Being itself, reality, is intrinsically intelligible. If it wasn’t, we wouldn’t be able to make heads or tails of anything in the world, including our very selves. Yet, from the theistic perspective that both Tim Pool and Andrew Wilson share, whatever exists derives its being from Being itself, i.e., from the Supreme Being.
The principles or laws of logic are not numbered among such things in the world as chemicals, organisms, and planets that we come to learn about. They are the very preconditions of learning about anything.
It wouldn’t be possible to have a single coherent thought if not for the laws of logic.
Now, the laws of logic, then, are not physical substances, phenomena, or processes, for if they were, they would belong to the inventory of the world. Furthermore, the physical is extended in space and exists in and over time.
The laws of logic, rather, are immaterial: They aren’t found under rocks, in closets, or only on some continents. And their origins can’t be recovered by historians or archeologists, for they have no temporal origins. They are universal and timeless.
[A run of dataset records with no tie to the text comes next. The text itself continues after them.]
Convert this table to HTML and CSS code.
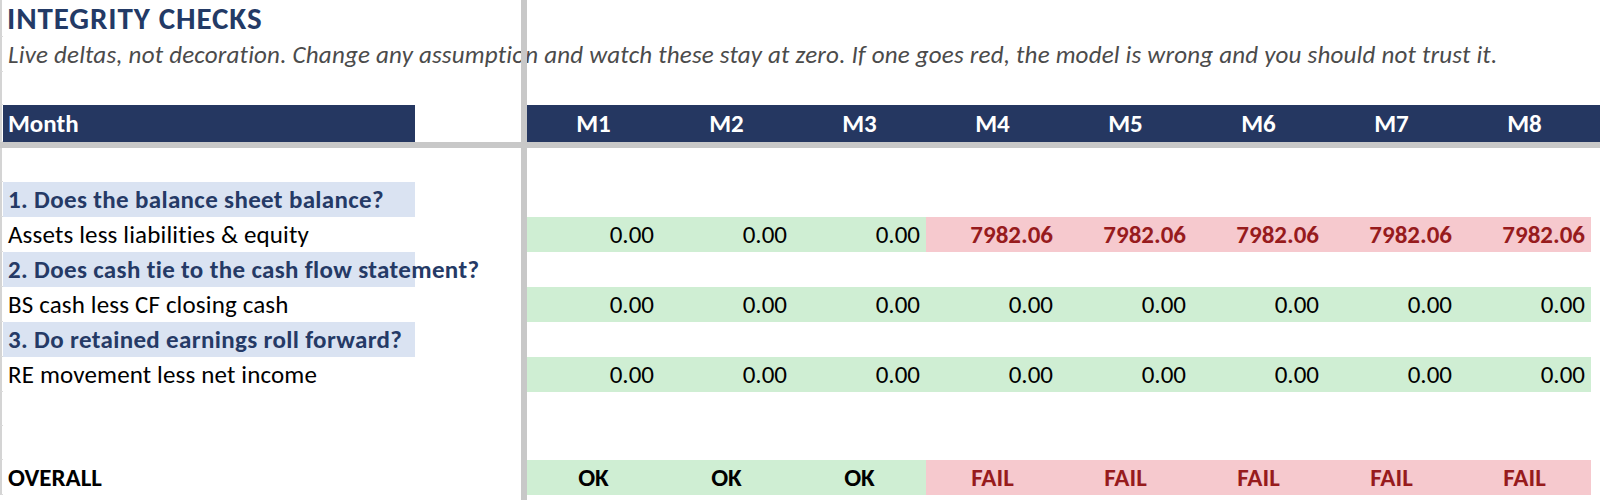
FILE: index.html
```html
<!DOCTYPE html>
<html lang="en">
<head>
<meta charset="utf-8">
<title>Integrity Checks</title>
<link rel="stylesheet" href="styles.css">
</head>
<body>
<div class="sheet">
  <div class="row title-row"><div class="cell a title">INTEGRITY CHECKS</div></div>
  <div class="row sub-row"><div class="cell a subtitle">Live deltas, not decoration. Change any assumption and watch these stay at zero. If one goes red, the model is wrong and you should not trust it.</div></div>
  <div class="row gap-row"></div>
  <div class="row head-row">
    <div class="cell a head-label">Month</div>
    <div class="cell b"></div>
    <div class="cell bar"></div>
    <div class="cell m head">M1</div>
    <div class="cell m head">M2</div>
    <div class="cell m head">M3</div>
    <div class="cell m head">M4</div>
    <div class="cell m head">M5</div>
    <div class="cell m head">M6</div>
    <div class="cell m head">M7</div>
    <div class="cell m head">M8</div>
    <div class="cell head"></div>
  </div>
  <div class="hbar"></div>
  <div class="row blank-row"></div>

  <div class="row data-row"><div class="cell a section">1. Does the balance sheet balance?</div></div>
  <div class="row data-row">
    <div class="cell a label">Assets less liabilities &amp; equity</div>
    <div class="cell b"></div>
    <div class="cell bar"></div>
    <div class="cell m num good">0.00</div>
    <div class="cell m num good">0.00</div>
    <div class="cell m num good">0.00</div>
    <div class="cell m num bad">7982.06</div>
    <div class="cell m num bad">7982.06</div>
    <div class="cell m num bad">7982.06</div>
    <div class="cell m num bad">7982.06</div>
    <div class="cell m num bad">7982.06</div>
  </div>
  <div class="row data-row"><div class="cell a section">2. Does cash tie to the cash flow statement?</div></div>
  <div class="row data-row">
    <div class="cell a label">BS cash less CF closing cash</div>
    <div class="cell b"></div>
    <div class="cell bar"></div>
    <div class="cell m num good">0.00</div>
    <div class="cell m num good">0.00</div>
    <div class="cell m num good">0.00</div>
    <div class="cell m num good">0.00</div>
    <div class="cell m num good">0.00</div>
    <div class="cell m num good">0.00</div>
    <div class="cell m num good">0.00</div>
    <div class="cell m num good">0.00</div>
  </div>
  <div class="row data-row"><div class="cell a section">3. Do retained earnings roll forward?</div></div>
  <div class="row data-row">
    <div class="cell a label">RE movement less net income</div>
    <div class="cell b"></div>
    <div class="cell bar"></div>
    <div class="cell m num good">0.00</div>
    <div class="cell m num good">0.00</div>
    <div class="cell m num good">0.00</div>
    <div class="cell m num good">0.00</div>
    <div class="cell m num good">0.00</div>
    <div class="cell m num good">0.00</div>
    <div class="cell m num good">0.00</div>
    <div class="cell m num good">0.00</div>
  </div>
  <div class="row spacer-row"></div>
  <div class="row spacer-row"></div>
  <div class="row data-row">
    <div class="cell a label strong">OVERALL</div>
    <div class="cell b"></div>
    <div class="cell bar"></div>
    <div class="cell m status good">OK</div>
    <div class="cell m status good">OK</div>
    <div class="cell m status good">OK</div>
    <div class="cell m status bad">FAIL</div>
    <div class="cell m status bad">FAIL</div>
    <div class="cell m status bad">FAIL</div>
    <div class="cell m status bad">FAIL</div>
    <div class="cell m status bad">FAIL</div>
  </div>
  <div class="vbar"></div>
</div>
</body>
</html>
```

FILE: styles.css
```css
* { box-sizing: border-box; }

html, body {
  margin: 0;
  padding: 0;
  background: #ffffff;
}

body {
  width: 1600px;
  height: 500px;
  overflow: hidden;
  font-family: "Carlito", "Lato", sans-serif;
  color: #000;
}

.sheet {
  position: relative;
  width: 1600px;
  height: 500px;
}

.row {
  display: grid;
  grid-template-columns: 3px 412px 106px 6px repeat(8, 133px) 1fr;
  position: relative;
}

.row::before {
  content: "";
  grid-column: 1;
  grid-row: 1;
  border-left: 2px solid #d4d4d4;
  border-bottom: 1px solid #dcdcdc;
}

.cell {
  white-space: nowrap;
  overflow: visible;
  min-width: 0;
}

.a { grid-column: 2; }

.title-row { height: 37px; }
.title {
  font-size: 31px;
  line-height: 37px;
  font-weight: 700;
  letter-spacing: 0.9px;
  color: #233a66;
  padding-left: 4px;
}

.sub-row { height: 35px; }
.subtitle {
  font-size: 25px;
  line-height: 35px;
  font-style: italic;
  letter-spacing: 0.2px;
  color: #4b4b4b;
  padding-left: 5px;
}

.gap-row { height: 33px; }

.head-row { height: 37px; }
.head-row .cell {
  font-size: 25px;
  line-height: 37px;
  font-weight: 700;
  color: #ffffff;
}
.head-row .head,
.head-row .head-label { background: #253761; }
.head-label { padding-left: 5px; }
.head { text-align: center; }

.hbar {
  height: 6px;
  background: #c8c8c8;
}

.blank-row { height: 34px; }
.spacer-row { height: 34px; }

.data-row { height: 35px; }
.data-row .cell {
  font-size: 25px;
  line-height: 35px;
}

.section {
  background: #dae3f2;
  color: #253a66;
  font-weight: 700;
  letter-spacing: 0.35px;
  padding-left: 5px;
}

.label {
  padding-left: 5px;
  letter-spacing: 0.15px;
}
.strong { font-weight: 700; letter-spacing: 0; }

.num {
  text-align: right;
  padding-right: 6px;
}

.status {
  text-align: center;
  font-weight: 700;
}

.good { background: #cfeed3; color: #000; }
.bad { background: #f6c9ce; color: #971b1d; font-weight: 700; }

.vbar {
  position: absolute;
  top: 0;
  left: 521px;
  width: 6px;
  height: 100%;
  background: #c8c8c8;
}
```
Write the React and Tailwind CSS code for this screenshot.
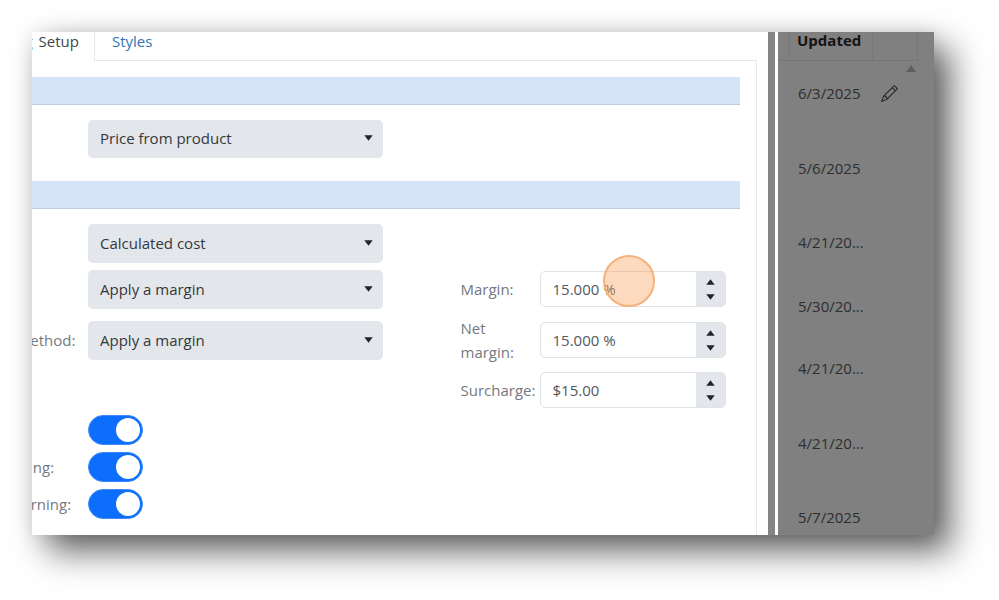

While Pool accused Wilson of possible covert atheism for claiming that the laws of logic are not arbitrary, that they are grounded in God’s nature, it is actually Pool who, undoubtedly unbeknownst to himself, veered closer to atheist territory. Pool depicted the laws of logic as if they were creatures of God’s will that, as such, He could have chosen not to bring into being.
What Pool fails to grasp is that the laws of logic are not brought into being. They belong to Being itself and render understanding possible. Precisely because the laws of logic, being non-physical, transcend time and space, they must be grounded in a mind or nature that is itself non-physical, universal, and timeless.
The laws of logic point beyond themselves to God.
Pool clearly didn’t think his position through to its logical end. Had he done so, he would’ve realized that, by his own reasoning (such as it was), he and Wilson, despite assuming mutually contradictory stances, could both be equally correct, at the same time, and in the same regard.
If the laws of logic were arbitrary, then God could be Himself and not Himself at the same time, or make it that He exists and does not exist, and on and on.
To say that God is all-powerful (omnipotent) is to say that if something is logically possible—if it doesn’t involve a self-contradiction—then God could do it. Whatever is self-contradictory is inconceivable. It’s not just that it’s unimaginable. The inconceivable and the unimaginable are not one and the same thing. There are all sorts of things that are conceivable but because of the limitations of the human imagination, we can’t envision. Because of the finitude of our minds, an infinite number line, for example, is not something of which we can produce an image. But an infinite number line is conceivable. There’s no logical contradiction in it.
Whatever is illogical is nothing. God cannot create nothing, for whatever is created is something. Tim Pool and everyone who is inclined to argue about matters of God (including and especially Christians), should think, well, logically about them.